• **Problem details**: Output all the data exactly. Pictures do not belong in the copy.

______

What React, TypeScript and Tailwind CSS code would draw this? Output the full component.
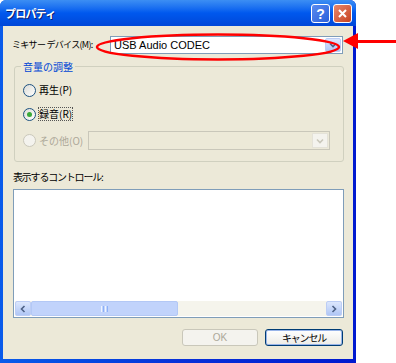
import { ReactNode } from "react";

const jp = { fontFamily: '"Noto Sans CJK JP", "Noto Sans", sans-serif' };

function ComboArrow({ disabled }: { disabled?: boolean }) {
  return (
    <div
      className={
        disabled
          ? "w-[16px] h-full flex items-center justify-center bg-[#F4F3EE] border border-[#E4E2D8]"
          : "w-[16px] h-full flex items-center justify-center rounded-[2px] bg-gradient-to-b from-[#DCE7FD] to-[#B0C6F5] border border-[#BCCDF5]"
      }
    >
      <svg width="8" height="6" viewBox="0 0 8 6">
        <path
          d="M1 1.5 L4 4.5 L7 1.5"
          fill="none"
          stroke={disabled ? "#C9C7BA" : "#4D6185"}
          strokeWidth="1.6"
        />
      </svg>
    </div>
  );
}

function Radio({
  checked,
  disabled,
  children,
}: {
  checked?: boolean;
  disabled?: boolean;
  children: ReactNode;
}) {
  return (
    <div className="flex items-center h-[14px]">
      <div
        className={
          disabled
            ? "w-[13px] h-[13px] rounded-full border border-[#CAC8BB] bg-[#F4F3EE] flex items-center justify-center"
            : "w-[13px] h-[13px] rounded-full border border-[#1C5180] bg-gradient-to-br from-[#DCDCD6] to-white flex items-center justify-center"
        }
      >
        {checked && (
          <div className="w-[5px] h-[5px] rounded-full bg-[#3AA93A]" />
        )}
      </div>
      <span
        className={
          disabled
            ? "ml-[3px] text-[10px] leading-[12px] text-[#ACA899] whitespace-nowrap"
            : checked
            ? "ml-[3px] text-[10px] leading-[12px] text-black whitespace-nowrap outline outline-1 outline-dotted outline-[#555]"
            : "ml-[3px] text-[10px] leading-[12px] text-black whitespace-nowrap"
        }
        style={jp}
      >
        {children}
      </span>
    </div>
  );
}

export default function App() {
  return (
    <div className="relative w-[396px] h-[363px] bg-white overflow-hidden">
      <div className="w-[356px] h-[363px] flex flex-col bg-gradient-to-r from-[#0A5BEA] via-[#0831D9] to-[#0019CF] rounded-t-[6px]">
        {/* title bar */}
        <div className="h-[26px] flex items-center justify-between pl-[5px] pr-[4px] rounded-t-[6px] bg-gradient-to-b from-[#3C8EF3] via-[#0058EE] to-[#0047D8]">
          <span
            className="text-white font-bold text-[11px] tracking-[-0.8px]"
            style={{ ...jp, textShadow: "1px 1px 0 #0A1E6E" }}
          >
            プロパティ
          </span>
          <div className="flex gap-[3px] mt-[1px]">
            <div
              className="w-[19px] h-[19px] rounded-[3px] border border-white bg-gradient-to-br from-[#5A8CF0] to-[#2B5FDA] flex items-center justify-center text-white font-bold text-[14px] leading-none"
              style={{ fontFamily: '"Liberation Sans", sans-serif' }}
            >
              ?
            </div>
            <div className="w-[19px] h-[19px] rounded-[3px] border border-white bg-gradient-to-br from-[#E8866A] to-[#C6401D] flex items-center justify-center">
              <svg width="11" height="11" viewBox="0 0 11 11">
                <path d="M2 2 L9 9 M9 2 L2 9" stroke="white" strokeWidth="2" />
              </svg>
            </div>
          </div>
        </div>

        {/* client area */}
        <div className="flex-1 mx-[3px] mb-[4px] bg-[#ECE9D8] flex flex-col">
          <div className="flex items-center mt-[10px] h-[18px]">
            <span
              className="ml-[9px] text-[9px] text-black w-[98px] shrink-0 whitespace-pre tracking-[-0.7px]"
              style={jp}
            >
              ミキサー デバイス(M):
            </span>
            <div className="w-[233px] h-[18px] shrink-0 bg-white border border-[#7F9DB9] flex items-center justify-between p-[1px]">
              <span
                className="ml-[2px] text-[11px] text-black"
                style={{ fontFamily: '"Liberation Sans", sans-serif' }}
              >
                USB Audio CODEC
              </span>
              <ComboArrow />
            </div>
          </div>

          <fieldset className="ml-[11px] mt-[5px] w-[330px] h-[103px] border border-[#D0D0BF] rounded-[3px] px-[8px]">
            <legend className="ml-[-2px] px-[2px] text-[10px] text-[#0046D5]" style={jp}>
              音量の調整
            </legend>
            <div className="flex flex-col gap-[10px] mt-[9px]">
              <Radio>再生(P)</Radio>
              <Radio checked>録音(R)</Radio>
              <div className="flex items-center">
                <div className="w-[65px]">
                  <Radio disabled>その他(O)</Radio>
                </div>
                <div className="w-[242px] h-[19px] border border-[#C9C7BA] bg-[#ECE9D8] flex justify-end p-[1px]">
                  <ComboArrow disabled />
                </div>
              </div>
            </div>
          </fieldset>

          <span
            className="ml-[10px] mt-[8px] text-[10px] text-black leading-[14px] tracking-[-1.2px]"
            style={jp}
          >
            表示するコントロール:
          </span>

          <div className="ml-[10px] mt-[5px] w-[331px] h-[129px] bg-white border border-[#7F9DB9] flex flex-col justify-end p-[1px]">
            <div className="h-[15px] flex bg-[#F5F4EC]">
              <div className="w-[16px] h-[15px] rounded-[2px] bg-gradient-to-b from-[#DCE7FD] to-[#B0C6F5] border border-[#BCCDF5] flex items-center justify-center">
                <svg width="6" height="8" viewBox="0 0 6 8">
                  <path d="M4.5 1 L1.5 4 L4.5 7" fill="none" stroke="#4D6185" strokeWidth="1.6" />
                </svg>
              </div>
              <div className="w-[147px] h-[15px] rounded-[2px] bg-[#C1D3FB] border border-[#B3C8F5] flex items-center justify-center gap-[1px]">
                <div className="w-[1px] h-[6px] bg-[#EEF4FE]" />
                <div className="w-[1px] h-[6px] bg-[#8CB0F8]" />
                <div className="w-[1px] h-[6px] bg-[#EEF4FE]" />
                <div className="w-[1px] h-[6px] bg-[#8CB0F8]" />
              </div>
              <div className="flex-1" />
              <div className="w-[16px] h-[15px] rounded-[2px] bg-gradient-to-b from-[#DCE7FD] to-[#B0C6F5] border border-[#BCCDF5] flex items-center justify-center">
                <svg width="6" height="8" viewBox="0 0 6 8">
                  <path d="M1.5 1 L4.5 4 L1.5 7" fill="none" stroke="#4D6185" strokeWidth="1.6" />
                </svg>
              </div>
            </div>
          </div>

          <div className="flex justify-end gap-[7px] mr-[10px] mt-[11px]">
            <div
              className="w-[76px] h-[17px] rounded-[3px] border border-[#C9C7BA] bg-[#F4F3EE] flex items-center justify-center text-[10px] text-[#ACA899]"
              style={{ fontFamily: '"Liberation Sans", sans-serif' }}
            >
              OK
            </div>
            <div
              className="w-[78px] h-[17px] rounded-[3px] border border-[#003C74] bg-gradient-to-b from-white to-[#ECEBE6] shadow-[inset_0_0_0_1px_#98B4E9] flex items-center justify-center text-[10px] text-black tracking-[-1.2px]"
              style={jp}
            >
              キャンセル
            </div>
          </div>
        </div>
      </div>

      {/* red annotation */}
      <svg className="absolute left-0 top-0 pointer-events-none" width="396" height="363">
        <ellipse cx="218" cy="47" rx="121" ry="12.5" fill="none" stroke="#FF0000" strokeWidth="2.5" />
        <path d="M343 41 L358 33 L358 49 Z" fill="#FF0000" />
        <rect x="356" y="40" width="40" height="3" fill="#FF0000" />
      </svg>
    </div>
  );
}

______

• **Written answer**:
What React, TypeScript and Tailwind CSS code would draw this? Output the full component.
import { ReactNode } from "react";

const jp = { fontFamily: '"Noto Sans CJK JP", "Noto Sans", sans-serif' };

function ComboArrow({ disabled }: { disabled?: boolean }) {
  return (
    <div
      className={
        disabled
          ? "w-[16px] h-full flex items-center justify-center bg-[#F4F3EE] border border-[#E4E2D8]"
          : "w-[16px] h-full flex items-center justify-center rounded-[2px] bg-gradient-to-b from-[#DCE7FD] to-[#B0C6F5] border border-[#BCCDF5]"
      }
    >
      <svg width="8" height="6" viewBox="0 0 8 6">
        <path
          d="M1 1.5 L4 4.5 L7 1.5"
          fill="none"
          stroke={disabled ? "#C9C7BA" : "#4D6185"}
          strokeWidth="1.6"
        />
      </svg>
    </div>
  );
}

function Radio({
  checked,
  disabled,
  children,
}: {
  checked?: boolean;
  disabled?: boolean;
  children: ReactNode;
}) {
  return (
    <div className="flex items-center h-[14px]">
      <div
        className={
          disabled
            ? "w-[13px] h-[13px] rounded-full border border-[#CAC8BB] bg-[#F4F3EE] flex items-center justify-center"
            : "w-[13px] h-[13px] rounded-full border border-[#1C5180] bg-gradient-to-br from-[#DCDCD6] to-white flex items-center justify-center"
        }
      >
        {checked && (
          <div className="w-[5px] h-[5px] rounded-full bg-[#3AA93A]" />
        )}
      </div>
      <span
        className={
          disabled
            ? "ml-[3px] text-[10px] leading-[12px] text-[#ACA899] whitespace-nowrap"
            : checked
            ? "ml-[3px] text-[10px] leading-[12px] text-black whitespace-nowrap outline outline-1 outline-dotted outline-[#555]"
            : "ml-[3px] text-[10px] leading-[12px] text-black whitespace-nowrap"
        }
        style={jp}
      >
        {children}
      </span>
    </div>
  );
}

export default function App() {
  return (
    <div className="relative w-[396px] h-[363px] bg-white overflow-hidden">
      <div className="w-[356px] h-[363px] flex flex-col bg-gradient-to-r from-[#0A5BEA] via-[#0831D9] to-[#0019CF] rounded-t-[6px]">
        {/* title bar */}
        <div className="h-[26px] flex items-center justify-between pl-[5px] pr-[4px] rounded-t-[6px] bg-gradient-to-b from-[#3C8EF3] via-[#0058EE] to-[#0047D8]">
          <span
            className="text-white font-bold text-[11px] tracking-[-0.8px]"
            style={{ ...jp, textShadow: "1px 1px 0 #0A1E6E" }}
          >
            プロパティ
          </span>
          <div className="flex gap-[3px] mt-[1px]">
            <div
              className="w-[19px] h-[19px] rounded-[3px] border border-white bg-gradient-to-br from-[#5A8CF0] to-[#2B5FDA] flex items-center justify-center text-white font-bold text-[14px] leading-none"
              style={{ fontFamily: '"Liberation Sans", sans-serif' }}
            >
              ?
            </div>
            <div className="w-[19px] h-[19px] rounded-[3px] border border-white bg-gradient-to-br from-[#E8866A] to-[#C6401D] flex items-center justify-center">
              <svg width="11" height="11" viewBox="0 0 11 11">
                <path d="M2 2 L9 9 M9 2 L2 9" stroke="white" strokeWidth="2" />
              </svg>
            </div>
          </div>
        </div>

        {/* client area */}
        <div className="flex-1 mx-[3px] mb-[4px] bg-[#ECE9D8] flex flex-col">
          <div className="flex items-center mt-[10px] h-[18px]">
            <span
              className="ml-[9px] text-[9px] text-black w-[98px] shrink-0 whitespace-pre tracking-[-0.7px]"
              style={jp}
            >
              ミキサー デバイス(M):
            </span>
            <div className="w-[233px] h-[18px] shrink-0 bg-white border border-[#7F9DB9] flex items-center justify-between p-[1px]">
              <span
                className="ml-[2px] text-[11px] text-black"
                style={{ fontFamily: '"Liberation Sans", sans-serif' }}
              >
                USB Audio CODEC
              </span>
              <ComboArrow />
            </div>
          </div>

          <fieldset className="ml-[11px] mt-[5px] w-[330px] h-[103px] border border-[#D0D0BF] rounded-[3px] px-[8px]">
            <legend className="ml-[-2px] px-[2px] text-[10px] text-[#0046D5]" style={jp}>
              音量の調整
            </legend>
            <div className="flex flex-col gap-[10px] mt-[9px]">
              <Radio>再生(P)</Radio>
              <Radio checked>録音(R)</Radio>
              <div className="flex items-center">
                <div className="w-[65px]">
                  <Radio disabled>その他(O)</Radio>
                </div>
                <div className="w-[242px] h-[19px] border border-[#C9C7BA] bg-[#ECE9D8] flex justify-end p-[1px]">
                  <ComboArrow disabled />
                </div>
              </div>
            </div>
          </fieldset>

          <span
            className="ml-[10px] mt-[8px] text-[10px] text-black leading-[14px] tracking-[-1.2px]"
            style={jp}
          >
            表示するコントロール:
          </span>

          <div className="ml-[10px] mt-[5px] w-[331px] h-[129px] bg-white border border-[#7F9DB9] flex flex-col justify-end p-[1px]">
            <div className="h-[15px] flex bg-[#F5F4EC]">
              <div className="w-[16px] h-[15px] rounded-[2px] bg-gradient-to-b from-[#DCE7FD] to-[#B0C6F5] border border-[#BCCDF5] flex items-center justify-center">
                <svg width="6" height="8" viewBox="0 0 6 8">
                  <path d="M4.5 1 L1.5 4 L4.5 7" fill="none" stroke="#4D6185" strokeWidth="1.6" />
                </svg>
              </div>
              <div className="w-[147px] h-[15px] rounded-[2px] bg-[#C1D3FB] border border-[#B3C8F5] flex items-center justify-center gap-[1px]">
                <div className="w-[1px] h-[6px] bg-[#EEF4FE]" />
                <div className="w-[1px] h-[6px] bg-[#8CB0F8]" />
                <div className="w-[1px] h-[6px] bg-[#EEF4FE]" />
                <div className="w-[1px] h-[6px] bg-[#8CB0F8]" />
              </div>
              <div className="flex-1" />
              <div className="w-[16px] h-[15px] rounded-[2px] bg-gradient-to-b from-[#DCE7FD] to-[#B0C6F5] border border-[#BCCDF5] flex items-center justify-center">
                <svg width="6" height="8" viewBox="0 0 6 8">
                  <path d="M1.5 1 L4.5 4 L1.5 7" fill="none" stroke="#4D6185" strokeWidth="1.6" />
                </svg>
              </div>
            </div>
          </div>

          <div className="flex justify-end gap-[7px] mr-[10px] mt-[11px]">
            <div
              className="w-[76px] h-[17px] rounded-[3px] border border-[#C9C7BA] bg-[#F4F3EE] flex items-center justify-center text-[10px] text-[#ACA899]"
              style={{ fontFamily: '"Liberation Sans", sans-serif' }}
            >
              OK
            </div>
            <div
              className="w-[78px] h-[17px] rounded-[3px] border border-[#003C74] bg-gradient-to-b from-white to-[#ECEBE6] shadow-[inset_0_0_0_1px_#98B4E9] flex items-center justify-center text-[10px] text-black tracking-[-1.2px]"
              style={jp}
            >
              キャンセル
            </div>
          </div>
        </div>
      </div>

      {/* red annotation */}
      <svg className="absolute left-0 top-0 pointer-events-none" width="396" height="363">
        <ellipse cx="218" cy="47" rx="121" ry="12.5" fill="none" stroke="#FF0000" strokeWidth="2.5" />
        <path d="M343 41 L358 33 L358 49 Z" fill="#FF0000" />
        <rect x="356" y="40" width="40" height="3" fill="#FF0000" />
      </svg>
    </div>
  );
}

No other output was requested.